The Jets held on for a 26-24 victory, but the All-Stars made it close enough to require Namath’s presence on the field well into the fourth quarter.
I went to Soldier Field anticipating to be thrilled by the one and only Joe Namath, the living legend. I was thrilled, to be sure, except I was thrilled by Greg Cook.
Walsh, then the receivers coach and de-facto offensive coordinator for the Bengals, also was thrilled. The future Hall of Fame coach had spent a season as an assistant in Oakland, where Al Davis sold him on the virtues of throwing deep.
Cook might’ve been a rookie in 1969, when rookie quarterbacks were neither seen nor heard, but Walsh had a knack for identifying guys who could pass the ball.
So Cook started, then got hurt, and in 1970 Walsh was forced to return to the drawing board with replacement quarterback Virgil Carter, a Kellen Moore-type who made up for his physical flaws with smarts, savvy, and an arm that was accurate on short and medium routes.
Walsh retooled the Bengals playbook, adjusting from Cook’s vertical-strike passes to Carter’s high-percentage passes. The “Cincinnati Offense” created by Walsh would be emulated for years to come, only by another name: The West Coast Offense.
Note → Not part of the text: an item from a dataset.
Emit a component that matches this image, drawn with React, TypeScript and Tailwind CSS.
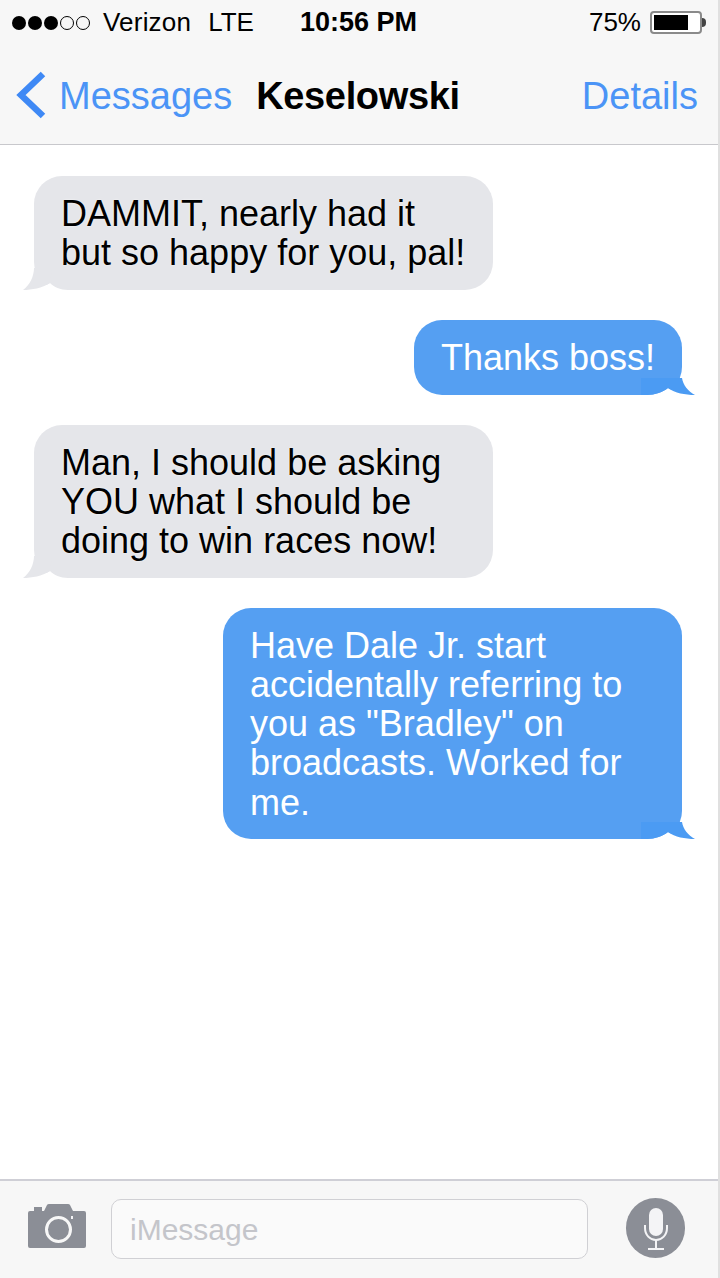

As for Cook, he seemingly eased into retirement with amazing grace, never bemoaning his fate as the superstar quarterback whose superstardom was denied. An art major in college, he continued to paint – some of his works are on the walls of the governor’s mansion in Ohio – and stayed busy as a motivational speaker for labor unions and as a color commentator for Cincinnati Bearcats football broadcasts during the 1980s.
Behind the don’t-cry-for-me faade? Who knows? Pneumonia was determined to be the official cause of his death, but don’t underestimate any man’s long-term struggle with heartbreak.
Greg Cook had every tool a quarterback needs to be enshrined in the Pro Football Hall of Fame at Canton, Ohio, and then, three games into his career, his arm was shot.
The best quarterback you never saw took his last breath in Cincinnati.
He was 65, and 200 miles away from Canton.